Great post addressing some common myths.
The VM memory usage issue is an argument that every DBA running machines in a virtual environment should be prepared to make and win. The metrics shown in vCenter will always give the picture that SQL Server is wasting memory because it is not using it.
I’ve had several servers that historically were given say 32 GB of memory for a Standard version install, which was fine for what they were doing at the time. When we went P2V it was suggested that we lower the allocated memory because the host could do so much magic. I found the opposite in the PLE was lower, I was seeing lock resource alerts, etc.
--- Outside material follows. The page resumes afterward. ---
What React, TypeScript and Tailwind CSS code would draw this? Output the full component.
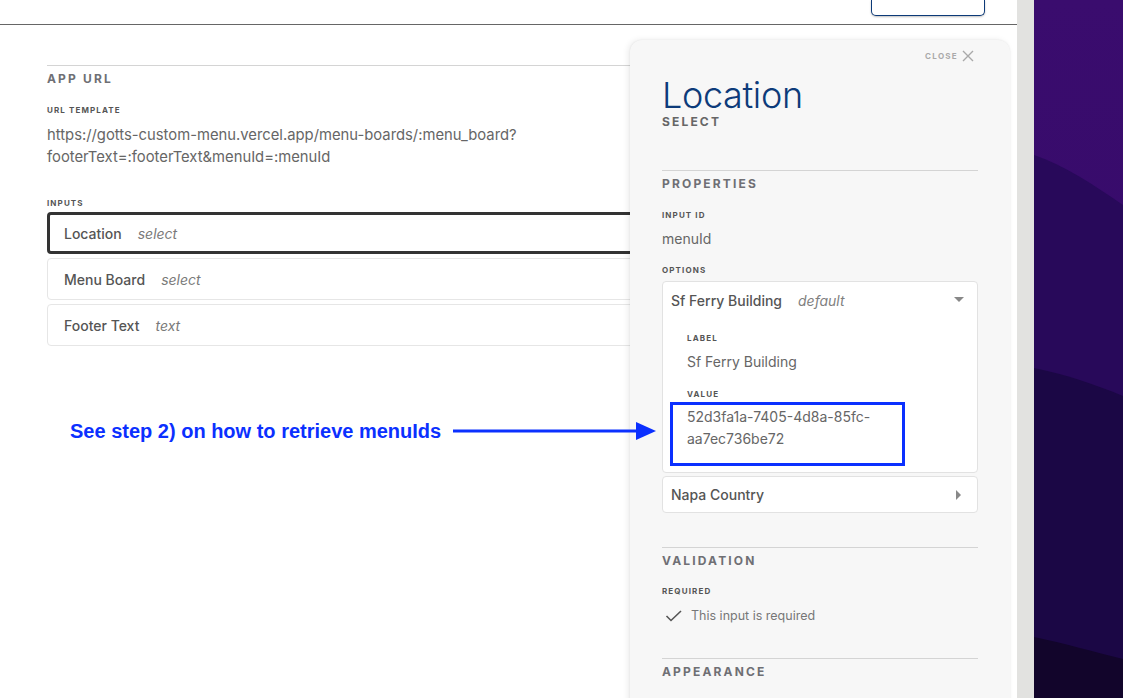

I have several reports I use that display how SQL Server is using memory and they detail this use by type such as buffer pool, connection, etc. With these I can demonstrate that not only is SQL Server using all this memory, it is starving for more. That min/max memory setting for SQL Server isn’t the end all setting like too many think.
I argued that this VM should be allocated 96 GB of memory with 84 GB going to the pool and the other 12 going to whatever other needs SQL Server has and the OS. The result was a happy server and the application utilizing it. My report showed that the server was no longer under memory pressure. It can be argued that the 12 GB left for other SQL needs and OS is a bit much, but I’m arguing for the systems I manage and not the vCenter environment even though I have a hand in managing that as well.
Adding memory to the hosts in a vCenter environment may not be cheap, but it is something any admin needs to be realistic about. Sure you have to do it in all servers and if you have a DR twin, then there too. This is likely less expensive than adding a blade, licensing for VMware, Veeam and all the other items.
Nice article! Thanks for shining a little light on these myths.